Nous devons, en France comme en Grèce, deux grandes nations européennes, porter les valeurs de dignité, de respect, les valeurs qui permettent à chaque peuple d'être en paix avec lui-même. Vous faites face à l'afflux de réfugiés nombreux, plus de 500 000 sont venus de Turquie jusqu'en Grèce, puis ensuite dans toute l'Europe. Je sais ce que ce fardeau, car, cela en est un, même s'il est humain et qu'il doit inspirer en nous le respect humanitaire, je sais ce qu'il peut représenter. C'est la raison pour laquelle l'Europe doit être, une fois encore, à vos côtés.
C'est à la fois son devoir moral, c'est également son intérêt. Vous êtes notre frontière. Vous êtes la pointe avancée de l'Europe dans le Sud de la Méditerranée. Donc, protéger la frontière, c'est protéger aussi la Grèce et faire en sorte que les centres que vous créez, ces fameux centres hotspots, puissent être véritablement efficaces et dignes dans l'accueil que l'on peut réserver à ceux qui fuient les lieux de massacres.

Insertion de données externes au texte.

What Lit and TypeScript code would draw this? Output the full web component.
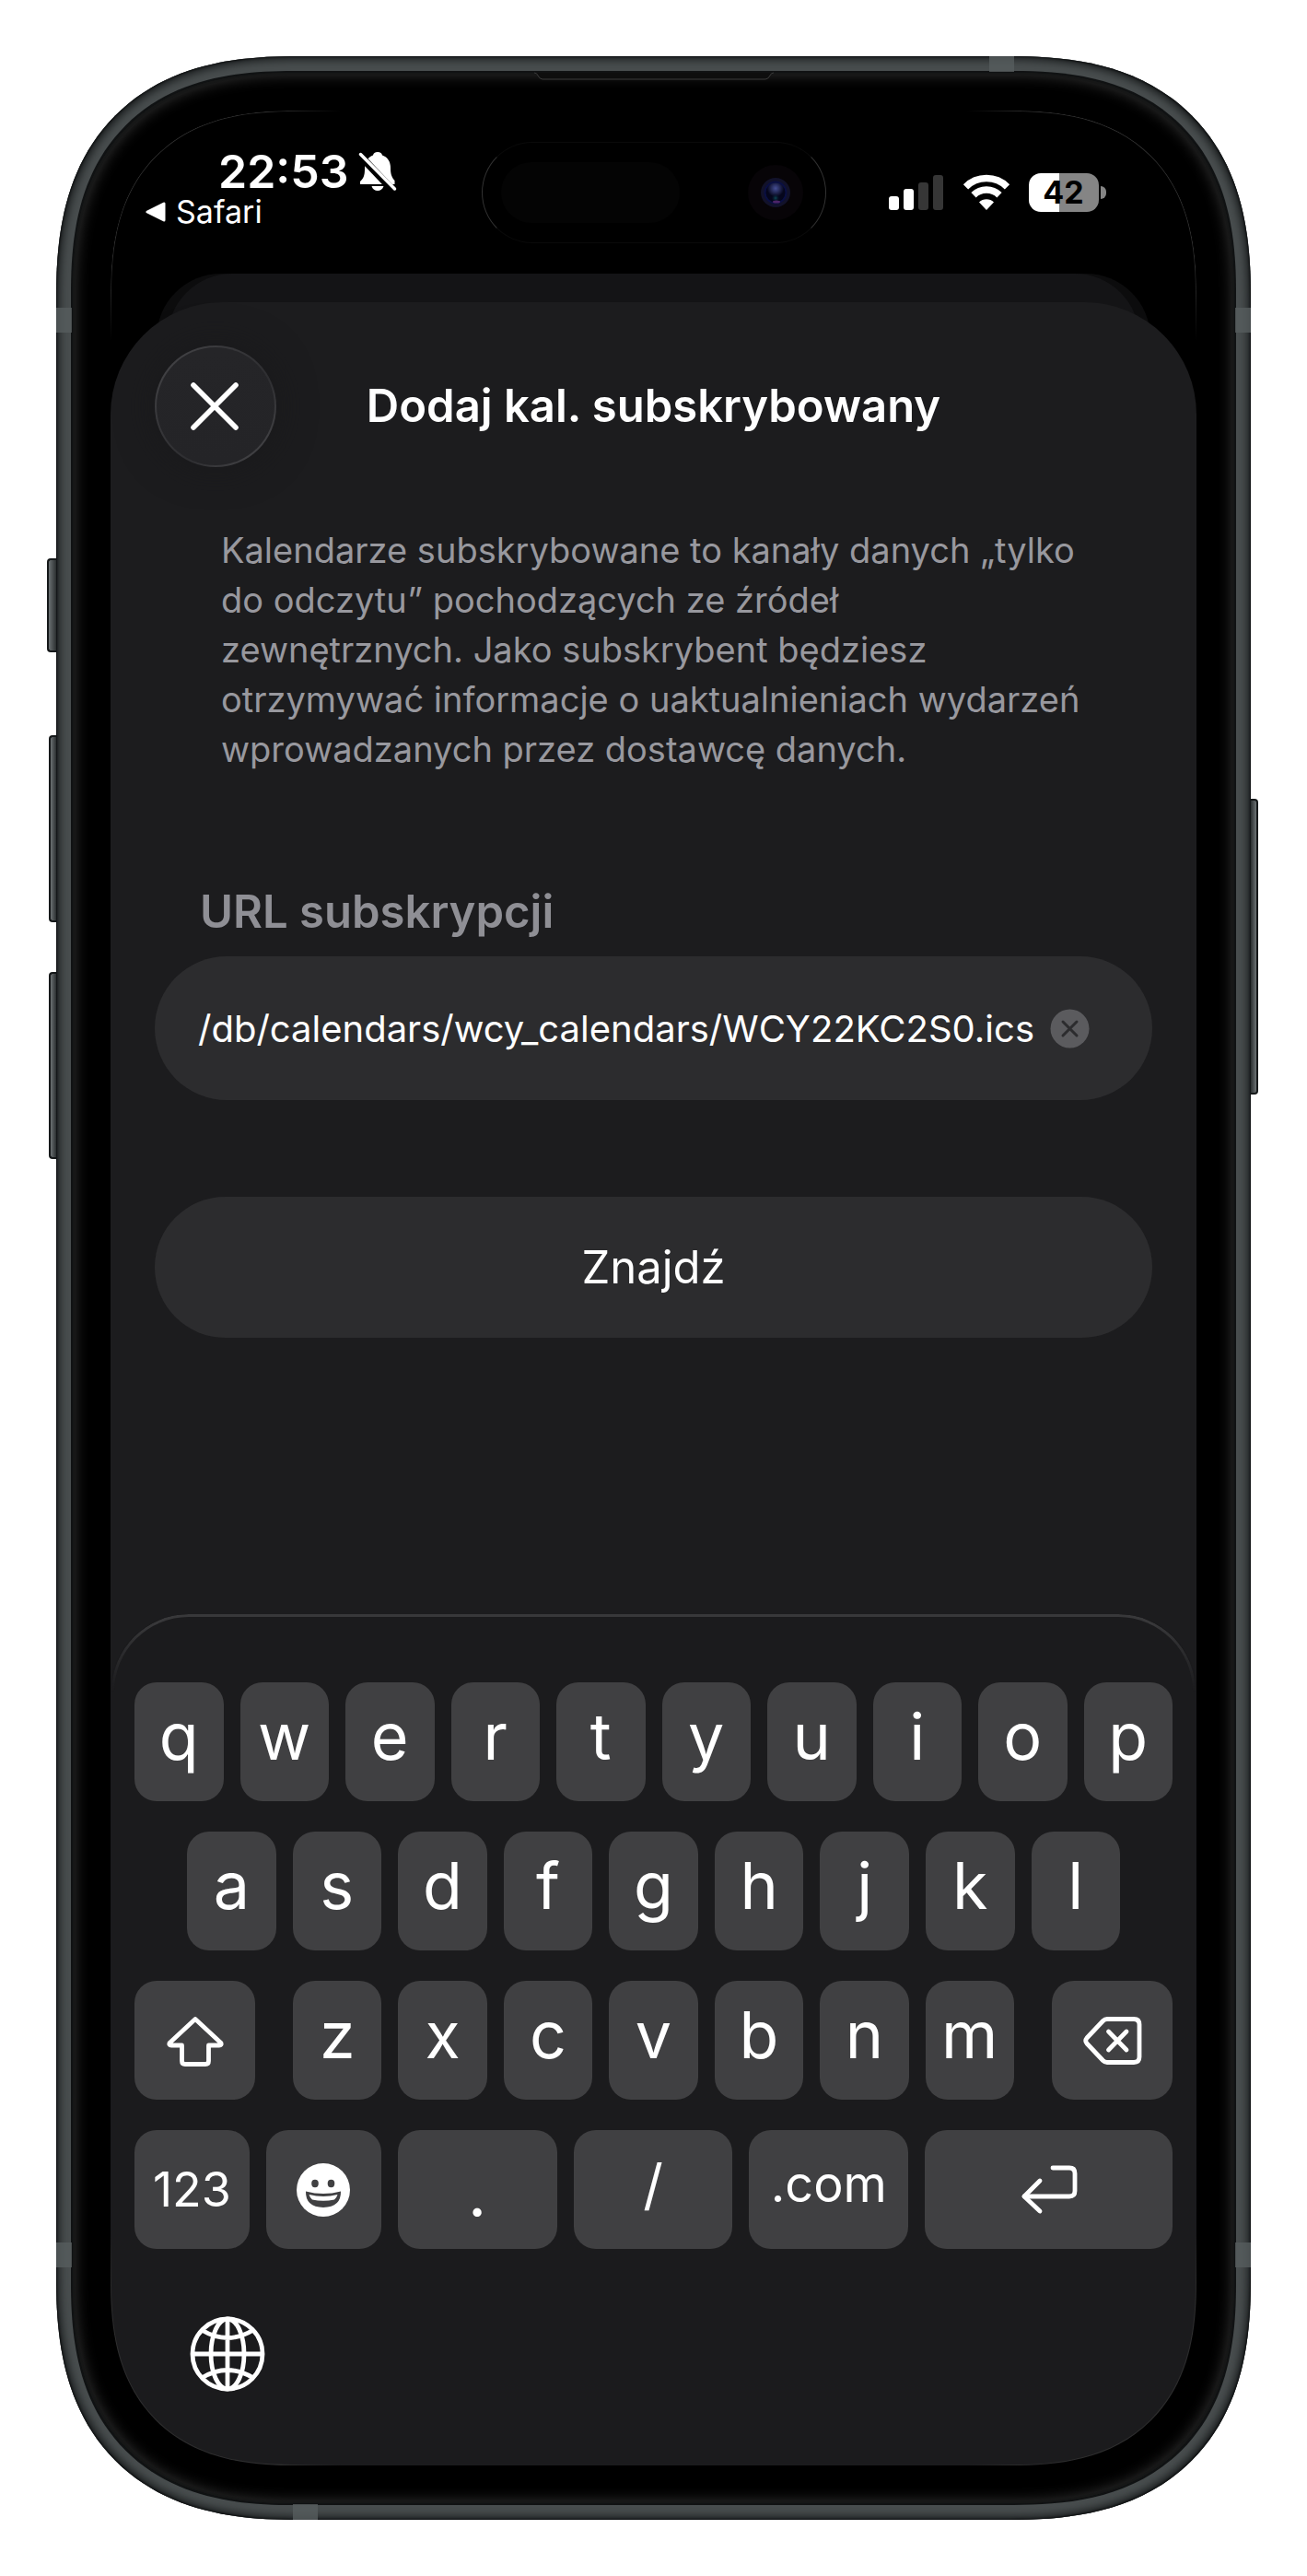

Voilà pourquoi, il était si important que je puisse enfin venir en Grèce, Monsieur le Président. Car, dès votre élection, vous m'aviez lancé cette invitation. Je cherchais le bon moment pour y répondre. J'ai pensé que c'était maintenant la meilleure période, non pas parce que tout serait réglé, mais parce que beaucoup a déjà été fait. Parce que nous avons confiance, les uns et les autres dans l'avenir. Parce que nous portons des valeurs de progrès. Aussi, parce qu'il nous reste encore beaucoup à faire. Beaucoup à faire dans nos pays respectifs, qui sont toujours saisis par les interrogations et les peurs. Mais beaucoup à faire aussi pour l'Europe, qui ne peut pas donner le visage simplement de l'angoisse et de l'inquiétude.
L'Europe a toujours été un espace d'espoir, d'engagement et de combat pour l'essentiel. Voilà pourquoi, en ce jour si important pour nos deux pays, je voulais lever mon verre à l'amitié entre la France et la Grèce et vous dire toute ma confiance dans notre Histoire, mais aussi dans notre avenir.